With NERSC's workload "increasingly diverse," the computing center said that it was targeting three main areas: 1) High-performance simulation and modeling workflows, 2) High-performance AI workflows, & 3) High-performance data analytics workflows.

With the draft RFP now live, offerors have been called on to pitch different processor combinations and setups. But NERSC said that it wants both CPU-only and GPU nodes, and added that "the Offeror should propose a novel AI acceleration partition that will both accelerate AI workloads and integrate within an HPC ecosystem to enable workflow capabilities."

That partition could come at launch, or be delivered later, but must be scalable.
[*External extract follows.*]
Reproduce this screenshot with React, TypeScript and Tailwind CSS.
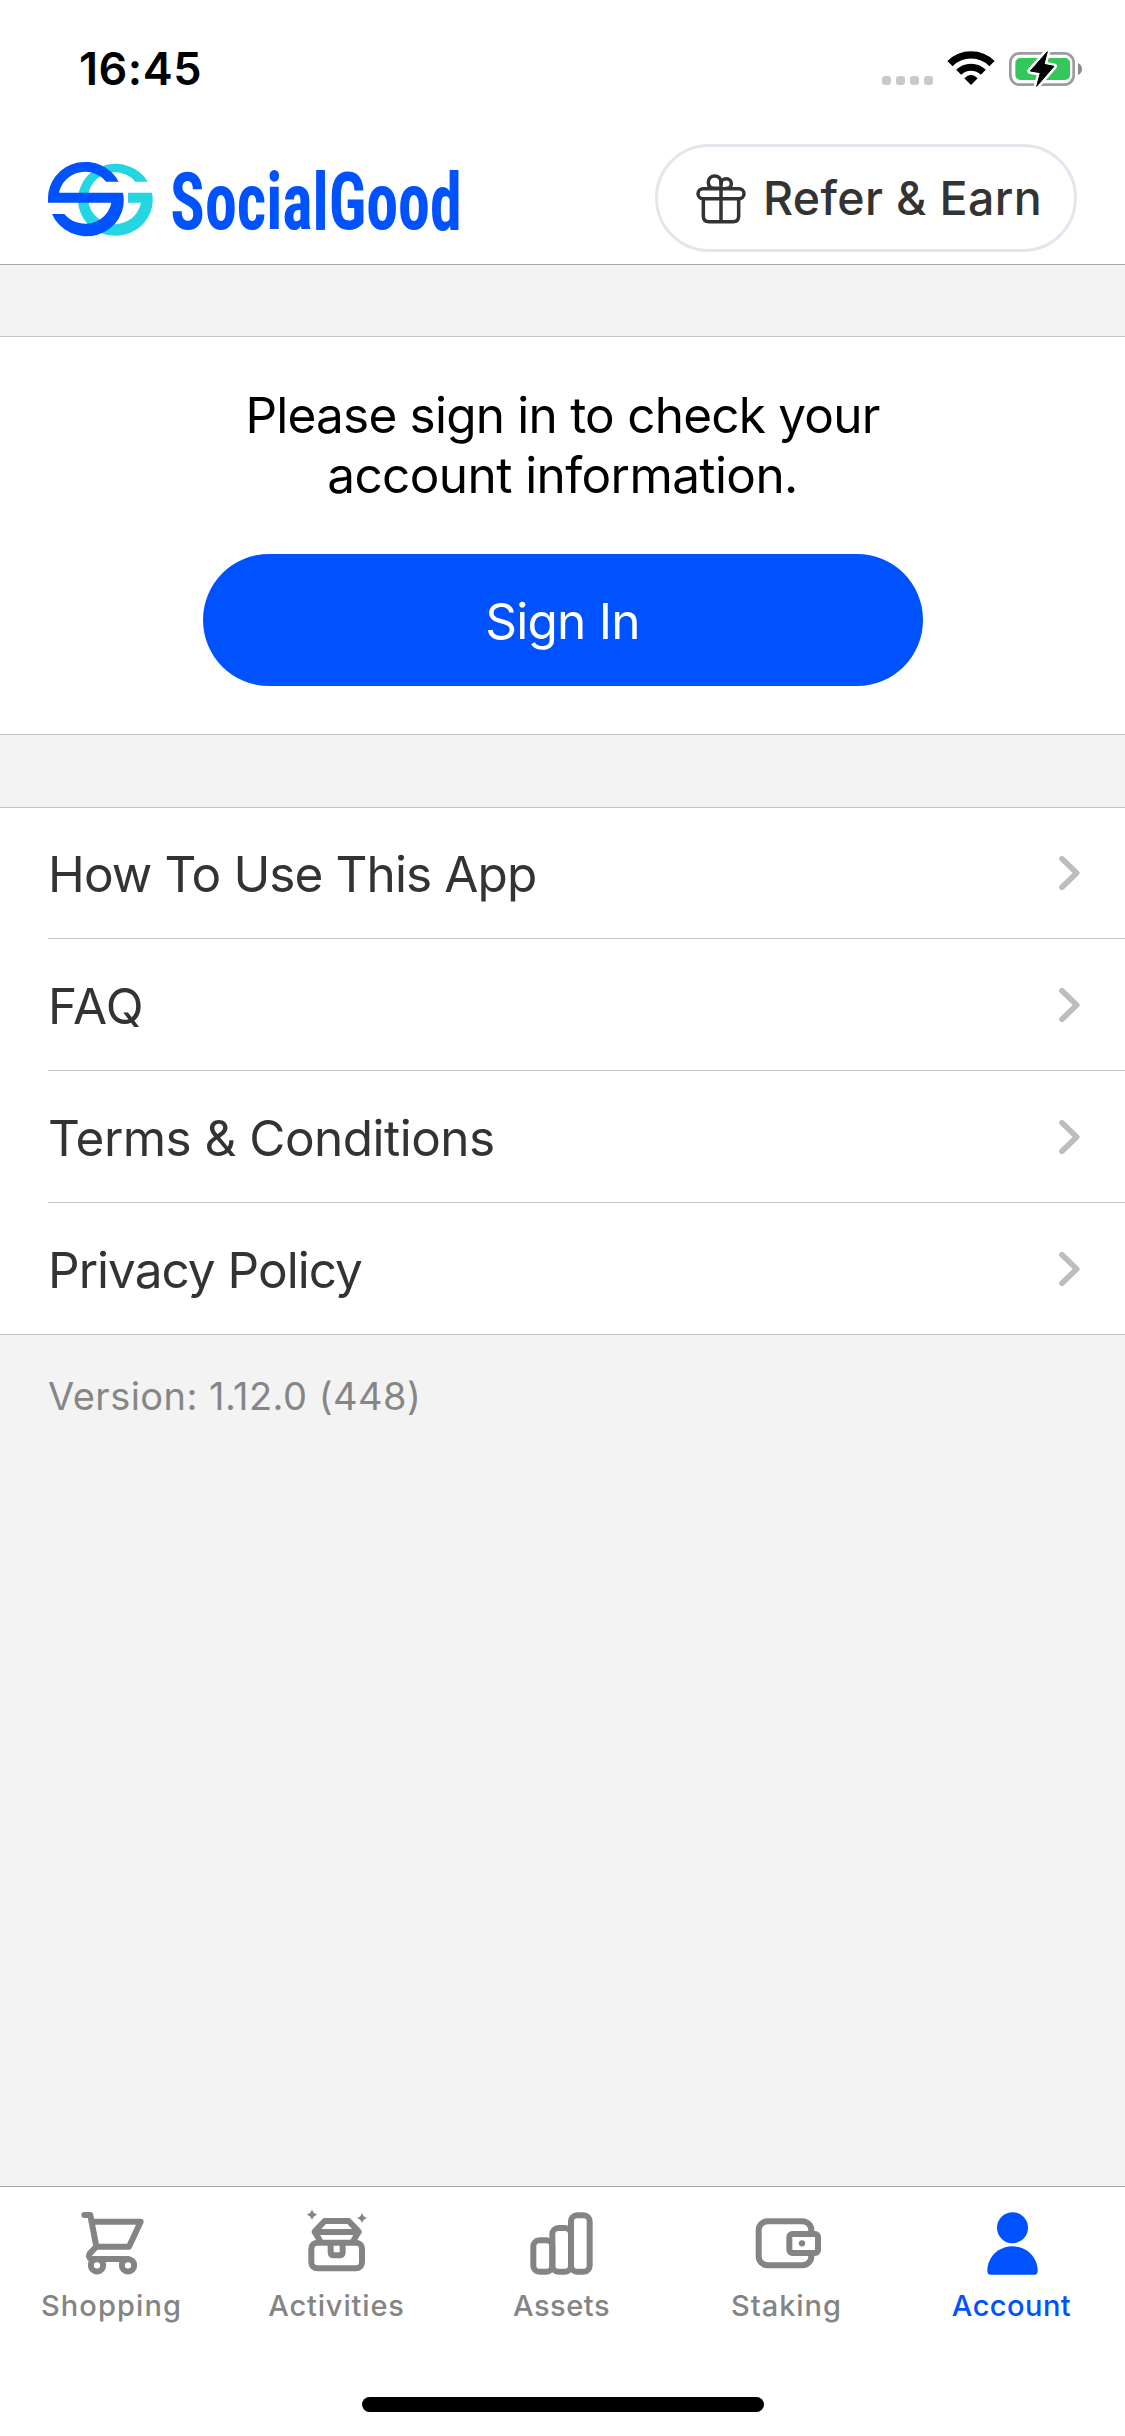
import React from 'react';

function StatusIcons() {
  return (
    <svg viewBox="60 51 615 129" className="w-[205px] h-[43px]">
      {[66, 108, 150, 192].map((x) => (
        <rect key={x} x={x} y="138" width="27" height="27" rx="9" fill="#c9c9c9" />
      ))}
      <path d="M270 101 A89 89 0 0 1 396 101" fill="none" stroke="#000" strokeWidth="22" />
      <path d="M296 127 A52 52 0 0 1 370 127" fill="none" stroke="#000" strokeWidth="21" />
      <path d="M333 165 L313 145 Q333 124 353 145 Z" fill="#000" />
      <rect x="451" y="70" width="190" height="94" rx="28" fill="none" stroke="#9c9c9c" strokeWidth="8" />
      <rect x="466" y="84" width="164" height="66" rx="15" fill="#34c759" />
      <path d="M654 99 Q666 105 666 117 Q666 129 654 135 Z" fill="#8c8c8c" />
      <path
        d="M562 65 L511 123 L541 128 L530 169 L582 109 L552 103 Z"
        fill="#000"
        stroke="#fff"
        strokeWidth="18"
        strokeLinejoin="round"
      />
      <path
        d="M562 65 L511 123 L541 128 L530 169 L582 109 L552 103 Z"
        fill="#000"
        stroke="#000"
        strokeWidth="3"
        strokeLinejoin="round"
      />
    </svg>
  );
}

function Logo() {
  return (
    <svg viewBox="54 60 1245 240" className="w-[415px] h-[80px] mt-1 overflow-visible">
      <path
        d="M353 125 A112 108 0 1 0 366 158 H294 V188 H333 A80 78 0 1 1 316 125 Z"
        fill="#23d6e2"
      />
      <path
        d="M266 125 A112 108 0 0 0 54 174 V188 H244 A80 78 0 0 1 103 222 H66 A112 108 0 0 0 279 158 H87 A80 78 0 0 1 228 125 Z"
        fill="#0052ff"
      />
      <text
        x="421"
        y="266"
        textLength="874"
        lengthAdjust="spacingAndGlyphs"
        fill="#0052ff"
        className="font-['Roboto_Condensed','Roboto',sans-serif] font-bold text-[238px]"
      >
        SocialGood
      </text>
    </svg>
  );
}

function GiftIcon() {
  return (
    <svg
      viewBox="165 120 156 165"
      className="w-[52px] h-[55px]"
      fill="none"
      stroke="#333"
      strokeWidth="10.5"
      strokeLinecap="round"
      strokeLinejoin="round"
    >
      <rect x="174" y="173" width="138" height="30" rx="15" />
      <path d="M190 204 V255 Q190 272 207 272 H279 Q296 272 296 255 V204" />
      <path d="M243 152 V271" />
      <path d="M243 172 H222 C211 172 205 165 205 154 C205 143 213 135 224 135 C236 135 243 143 243 154" />
      <path d="M243 158 C243 149 250 143 259 143 C268 143 274 150 274 158 C274 166 268 172 260 172" />
    </svg>
  );
}

function Chevron() {
  return (
    <svg viewBox="171 160 75 120" className="w-[25px] h-[40px]">
      <path
        d="M186 177 L230 220 L186 263"
        fill="none"
        stroke="#bdbdbd"
        strokeWidth="17"
        strokeLinecap="round"
        strokeLinejoin="round"
      />
    </svg>
  );
}

const stroke = {
  fill: 'none',
  stroke: 'currentColor',
  strokeWidth: 18,
  strokeLinecap: 'round',
  strokeLinejoin: 'round',
} as const;

function CartIcon() {
  return (
    <svg viewBox="225 75 225 225" className="size-[75px]" {...stroke}>
      <path d="M253 105 H271 L289 200" />
      <path d="M275 125 H422 L387 200 H289 L269 221 Q264 229 272 237 H384" />
      <circle cx="291" cy="256" r="18.5" />
      <circle cx="384" cy="256" r="18.5" />
    </svg>
  );
}

function ChestIcon() {
  return (
    <svg viewBox="900 75 225 225" className="size-[75px]" {...stroke}>
      <rect x="934" y="188" width="152" height="77" rx="18" />
      <path d="M992 190 V216 Q992 226 1002 226 H1018 Q1028 226 1028 216 V190" />
      <path d="M960 182 L944 155 L974 123 H1046 L1076 155 L1060 182 M944 156 H1076" />
      <g fill="currentColor" stroke="none">
        <path d="M936 88 Q939 101 952 104 Q939 107 936 120 Q933 107 920 104 Q933 101 936 88 Z" />
        <path d="M1086 98 Q1089 111 1102 114 Q1089 117 1086 130 Q1083 117 1070 114 Q1083 111 1086 98 Z" />
      </g>
    </svg>
  );
}

function BarsIcon() {
  return (
    <svg viewBox="225 75 225 225" className="size-[75px]" {...stroke}>
      <rect x="250" y="181" width="57" height="94" rx="18" />
      <rect x="307" y="144" width="56" height="131" rx="18" />
      <rect x="363" y="106" width="56" height="169" rx="18" />
    </svg>
  );
}

function WalletIcon() {
  return (
    <svg viewBox="900 75 225 225" className="size-[75px]" {...stroke}>
      <rect x="926" y="124" width="158" height="132" rx="27" />
      <rect x="1018" y="162" width="86" height="57" rx="9" fill="#fff" />
      <circle cx="1056" cy="190" r="9.5" fill="currentColor" stroke="none" />
    </svg>
  );
}

function PersonIcon() {
  return (
    <svg viewBox="285 75 225 225" className="size-[75px]" fill="currentColor">
      <circle cx="397.5" cy="143" r="46.5" />
      <path d="M322 273 C322 231 356 199 397.5 199 S473 231 473 273 Q473 284 463 284 H332 Q322 284 322 273 Z" />
    </svg>
  );
}

const rows = [
  { label: 'How To Use This App', style: 'h-[131px] border-b tracking-[-0.9px]' },
  { label: 'FAQ', style: 'h-[132px] border-b tracking-[0.3px]' },
  { label: 'Terms & Conditions', style: 'h-[132px] border-b tracking-[-0.53px]' },
  { label: 'Privacy Policy', style: 'h-[131px] tracking-[-0.98px]' },
];

const tabs = [
  { label: 'Shopping', Icon: CartIcon, style: 'text-[#848484] tracking-[1.1px]' },
  { label: 'Activities', Icon: ChestIcon, style: 'text-[#848484] tracking-[0.84px]' },
  { label: 'Assets', Icon: BarsIcon, style: 'text-[#848484] tracking-[0.53px]' },
  { label: 'Staking', Icon: WalletIcon, style: 'text-[#848484] tracking-[0.97px]' },
  { label: 'Account', Icon: PersonIcon, style: 'text-[#0052ff] tracking-[0.46px]' },
];

export default function App() {
  return (
    <div className="flex h-[2436px] w-[1125px] flex-col bg-[#f3f3f3] font-['Inter',sans-serif] text-[#333]">
      <header className="h-[265px] shrink-0 border-b border-[#a9a9a9] bg-white">
        <div className="flex h-[132px] items-start justify-between pl-[79px] pr-10">
          <span className="mt-[42px] text-[45px] leading-[54px] font-semibold tracking-[0.5px] text-black">16:45</span>
          <div className="mt-[47px]">
            <StatusIcons />
          </div>
        </div>
        <div className="flex h-[132px] items-center justify-between px-12">
          <Logo />
          <button className="flex h-[108px] w-[422px] items-center gap-4 rounded-full border-[3px] border-[#e5e5ed] pl-[37px]">
            <GiftIcon />
            <span className="text-[46.5px] leading-[60px] font-medium tracking-[0.36px] whitespace-nowrap">
              Refer &amp; Earn
            </span>
          </button>
        </div>
      </header>

      <section className="mt-[71px] flex h-[399px] shrink-0 flex-col items-center border-y border-[#c4c4c4] bg-white pt-12">
        <p className="text-center text-[49.5px] leading-[60px] text-black">
          <span className="tracking-[-0.78px]">Please sign in to check your</span>
          <br />
          <span className="tracking-[-0.59px]">account information.</span>
        </p>
        <button className="mt-[49px] h-[132px] w-[720px] rounded-full bg-[#0052ff] pt-0.5 text-[49.5px] tracking-[-0.76px] text-white">
          Sign In
        </button>
      </section>

      <nav className="mt-[72px] flex shrink-0 flex-col border-y border-[#c4c4c4] bg-white">
        {rows.map(({ label, style }) => (
          <a key={label} className={'ml-12 flex items-center justify-between border-[#c4c4c4] pr-[43px] ' + style}>
            <span className="pt-0.5 text-[49.5px] leading-[60px]">{label}</span>
            <Chevron />
          </a>
        ))}
      </nav>

      <p className="mt-[37px] pl-12 text-[38px] leading-[48px] tracking-[0.46px] text-[#868686]">
        Version: 1.12.0 (448)
      </p>

      <footer className="mt-auto flex h-[250px] shrink-0 flex-col items-center border-t border-[#a9a9a9] bg-white">
        <div className="grid w-full grid-cols-5">
          {tabs.map(({ label, Icon, style }) => (
            <div key={label} className={'flex flex-col items-center pt-[18px] ' + style}>
              <Icon />
              <span className="mt-2 pr-0.5 text-[29px] leading-9 font-medium">{label}</span>
            </div>
          ))}
        </div>
        <div className="mt-[73px] h-[15px] w-[402px] rounded-full bg-black" />
      </footer>
    </div>
  );
}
Potential expansion for the entire system is also planned, so offerors have been asked to propose and price expansions that would provide 25, 50, 100, and 250 percent performance increases.

The RFP also notes: "The Offeror should propose non-volatile storage options (NVMe and/or SSD) internal to all node types, with at least triple the node memory capacity. Non-volatile storage performance characteristics and system software requirements to access and manage the storage should be described.

"The Offeror should propose a separately priced QoS Storage Solution, at least 80 PB in size, which shall provide storage and deterministic I/O to the system, to provide consistent performance and ensure timely results."

The supercomputer will be located at the NERSC data center in Building 59 on the LBNL campus in Berkeley, California. Set just north of the Perlmutter system, the approximate area of white space available for the system footprint and aisle space is 4,784 square feet.

As it's in a seismically active area, the NERSC-10 system will be placed on a seismic isolation floor. Racks and all components shall be maintained for earthquake accelerations up to 0.49g in any direction.

It will be cooled by water feeds from below, as well as air handlers. The primary loop facility cooling water has a supply range of 5℃ to 32 ℃ (41℉ to 86℉), a total loop flow capability of up to 16,000 GPM, and up to 20 PSI differential pressure at the system cabinet.

The subcontractor will have to provide operational ranges for water temperature, flow rate, and differential pressure at the CDU or cabinet level as it applies to the proposed systems.

The full RFP is set for Q4 this year, with subcontracts set to be awarded in Q4 2024.

Launched in June 2021, the 2.6MW HPE Cray Perlmutter system features 1,536 nodes equipped with Nvidia A100 GPUs and AMD "Milan" Epyc CPUs plus 3,072 CPU-only nodes, a ‘novel’ HPE Slingshot high-speed network, and a 35-petabyte all-flash scratch file system. Ranked 5th on the Top500 list of most powerful supercomputers at launch, the 70 petaflops sustained/93 petaflops max system is currently ranked 8th.